Exclude the pictures and return every line exactly as written.

GIVEN MATERIAL:
# # # # # # #
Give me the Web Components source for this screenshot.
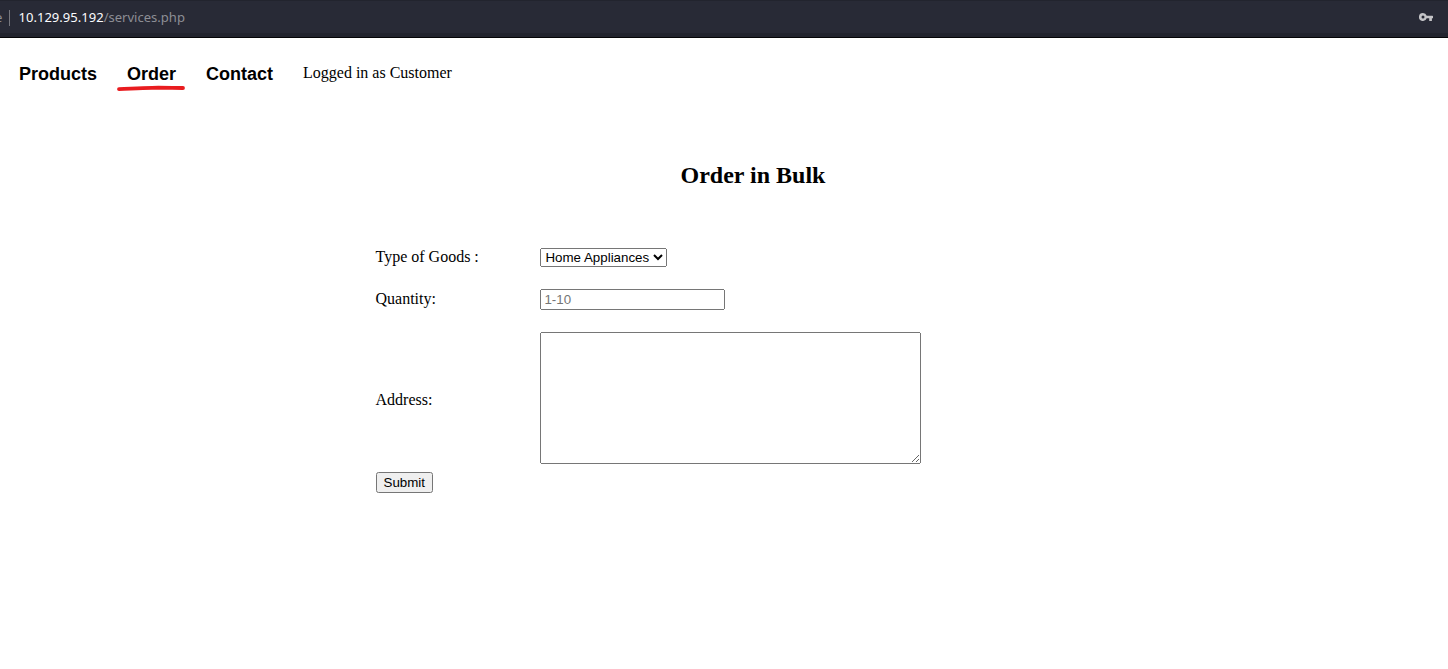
<!DOCTYPE html>
<html lang="en"><head><meta charset="utf-8"><title>Order in Bulk</title>
<style>html,body{margin:0;background:#fff;height:100%;overflow:hidden}body{font:16px "Liberation Serif",serif;color:#000}</style>
</head><body>
<order-page></order-page>
<script>
const define = (name, html) => {
  const t = document.createElement('template');
  t.innerHTML = html;
  customElements.define(name, class extends HTMLElement {
    constructor() {
      super();
      this.attachShadow({ mode: 'open' }).append(t.content.cloneNode(true));
    }
  });
};

define('address-bar', `<style>
:host{display:flex;align-items:center;box-sizing:border-box;height:38px;padding:0 15px 3px 0;background:linear-gradient(#22242e 0 1px,#282a36 1px 33px,#22242e 33px 37px,#050507 37px);font:13.05px/18px "Noto Sans",sans-serif;color:#8d8e95;white-space:pre}
.tail{width:9px;display:flex;justify-content:flex-start;overflow:hidden}
.tail span{margin-left:-5px}
.rule{width:1px;height:16px;background:#77787f;margin-right:8.5px}
.url,.tail{padding-bottom:2px}
b{font-weight:400;color:#fbfbfe}
svg{margin-left:auto;display:block}
</style><div class="tail"><span>e</span></div><div class="rule"></div><div class="url"><b><slot name="host"></slot></b><slot></slot></div>
<svg width="14" height="9" viewBox="0 0 14 9" fill="#c4c4c7"><path fill-rule="evenodd" d="M4 0a4 4 0 0 1 3.7 2.7H13.4a.6.6 0 0 1 .6.6V5.3H12.9V8H10.2V5.3H7.7A4 4 0 1 1 4 0ZM4 2.6a1.5 1.5 0 1 0 0 3a1.5 1.5 0 0 0 0-3Z"/></svg>`);

define('nav-link', `<style>
:host{display:block;position:relative;font:bold 18px/21px "Liberation Sans",sans-serif}
::slotted(svg){position:absolute;left:-11px;top:21px}
</style><slot></slot>`);

define('site-nav', `<style>
:host{display:flex;gap:30px;padding:26px 19px 0;height:21px}
::slotted(span){line-height:18px}
</style><slot></slot>`);

define('form-row', `<style>
:host{display:grid;grid-template-columns:164.95px auto;align-items:center;justify-content:start}
.label{line-height:18px;padding-bottom:2px}
:host([compact]) .label{padding-bottom:1px}
:host([tall]) .label{padding:4px 0 0}
</style><div class="label"><slot name="label"></slot></div><slot></slot>`);

define('order-form', `<style>
:host{display:block;margin:59px 0 0 375.5px}
form{display:flex;flex-direction:column;align-items:flex-start}
form-row{height:19px}
form-row+form-row{margin-top:22px;height:21px}
form-row+form-row[tall]{height:132px}
select,input,textarea,button{font:13.333px "Liberation Sans",Arial,sans-serif;margin:0;box-sizing:border-box}
select{width:127px;height:19px}
input{width:185px;height:21px}
textarea{width:381px;height:132px;font-family:"Liberation Mono",monospace;display:block}
button{width:57.5px;height:21px;margin-top:8px;padding:1px 6px}
</style><form>
<form-row compact><span slot="label">Type of Goods :</span><select><option>Home Appliances</option></select></form-row>
<form-row><span slot="label">Quantity:</span><input placeholder="1-10"></form-row>
<form-row tall><span slot="label">Address:</span><textarea></textarea></form-row>
<button type="button">Submit</button></form>`);

define('order-page', `<style>
:host{display:block}
h2{font-size:24px;line-height:27px;margin:77px 0 0 58px;text-align:center}
</style>
<address-bar><span slot="host">10.129.95.192</span>/services.php</address-bar>
<site-nav><nav-link>Products</nav-link><nav-link>Order<svg width="72" height="8" viewBox="0 0 72 8" fill="none"><path d="M3 4.2C15 3.7 24 3 36 2.8S58 3 67 3" stroke="#e91c1f" stroke-width="3.8" stroke-linecap="round"/></svg></nav-link><nav-link>Contact</nav-link><span>Logged in as Customer</span></site-nav>
<h2>Order in Bulk</h2>
<order-form></order-form>`);
</script></body></html>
# # # # # # #
ANSWER TO THE EXERCISE:
Give me the Web Components source for this screenshot.
<!DOCTYPE html>
<html lang="en"><head><meta charset="utf-8"><title>Order in Bulk</title>
<style>html,body{margin:0;background:#fff;height:100%;overflow:hidden}body{font:16px "Liberation Serif",serif;color:#000}</style>
</head><body>
<order-page></order-page>
<script>
const define = (name, html) => {
  const t = document.createElement('template');
  t.innerHTML = html;
  customElements.define(name, class extends HTMLElement {
    constructor() {
      super();
      this.attachShadow({ mode: 'open' }).append(t.content.cloneNode(true));
    }
  });
};

define('address-bar', `<style>
:host{display:flex;align-items:center;box-sizing:border-box;height:38px;padding:0 15px 3px 0;background:linear-gradient(#22242e 0 1px,#282a36 1px 33px,#22242e 33px 37px,#050507 37px);font:13.05px/18px "Noto Sans",sans-serif;color:#8d8e95;white-space:pre}
.tail{width:9px;display:flex;justify-content:flex-start;overflow:hidden}
.tail span{margin-left:-5px}
.rule{width:1px;height:16px;background:#77787f;margin-right:8.5px}
.url,.tail{padding-bottom:2px}
b{font-weight:400;color:#fbfbfe}
svg{margin-left:auto;display:block}
</style><div class="tail"><span>e</span></div><div class="rule"></div><div class="url"><b><slot name="host"></slot></b><slot></slot></div>
<svg width="14" height="9" viewBox="0 0 14 9" fill="#c4c4c7"><path fill-rule="evenodd" d="M4 0a4 4 0 0 1 3.7 2.7H13.4a.6.6 0 0 1 .6.6V5.3H12.9V8H10.2V5.3H7.7A4 4 0 1 1 4 0ZM4 2.6a1.5 1.5 0 1 0 0 3a1.5 1.5 0 0 0 0-3Z"/></svg>`);

define('nav-link', `<style>
:host{display:block;position:relative;font:bold 18px/21px "Liberation Sans",sans-serif}
::slotted(svg){position:absolute;left:-11px;top:21px}
</style><slot></slot>`);

define('site-nav', `<style>
:host{display:flex;gap:30px;padding:26px 19px 0;height:21px}
::slotted(span){line-height:18px}
</style><slot></slot>`);

define('form-row', `<style>
:host{display:grid;grid-template-columns:164.95px auto;align-items:center;justify-content:start}
.label{line-height:18px;padding-bottom:2px}
:host([compact]) .label{padding-bottom:1px}
:host([tall]) .label{padding:4px 0 0}
</style><div class="label"><slot name="label"></slot></div><slot></slot>`);

define('order-form', `<style>
:host{display:block;margin:59px 0 0 375.5px}
form{display:flex;flex-direction:column;align-items:flex-start}
form-row{height:19px}
form-row+form-row{margin-top:22px;height:21px}
form-row+form-row[tall]{height:132px}
select,input,textarea,button{font:13.333px "Liberation Sans",Arial,sans-serif;margin:0;box-sizing:border-box}
select{width:127px;height:19px}
input{width:185px;height:21px}
textarea{width:381px;height:132px;font-family:"Liberation Mono",monospace;display:block}
button{width:57.5px;height:21px;margin-top:8px;padding:1px 6px}
</style><form>
<form-row compact><span slot="label">Type of Goods :</span><select><option>Home Appliances</option></select></form-row>
<form-row><span slot="label">Quantity:</span><input placeholder="1-10"></form-row>
<form-row tall><span slot="label">Address:</span><textarea></textarea></form-row>
<button type="button">Submit</button></form>`);

define('order-page', `<style>
:host{display:block}
h2{font-size:24px;line-height:27px;margin:77px 0 0 58px;text-align:center}
</style>
<address-bar><span slot="host">10.129.95.192</span>/services.php</address-bar>
<site-nav><nav-link>Products</nav-link><nav-link>Order<svg width="72" height="8" viewBox="0 0 72 8" fill="none"><path d="M3 4.2C15 3.7 24 3 36 2.8S58 3 67 3" stroke="#e91c1f" stroke-width="3.8" stroke-linecap="round"/></svg></nav-link><nav-link>Contact</nav-link><span>Logged in as Customer</span></site-nav>
<h2>Order in Bulk</h2>
<order-form></order-form>`);
</script></body></html>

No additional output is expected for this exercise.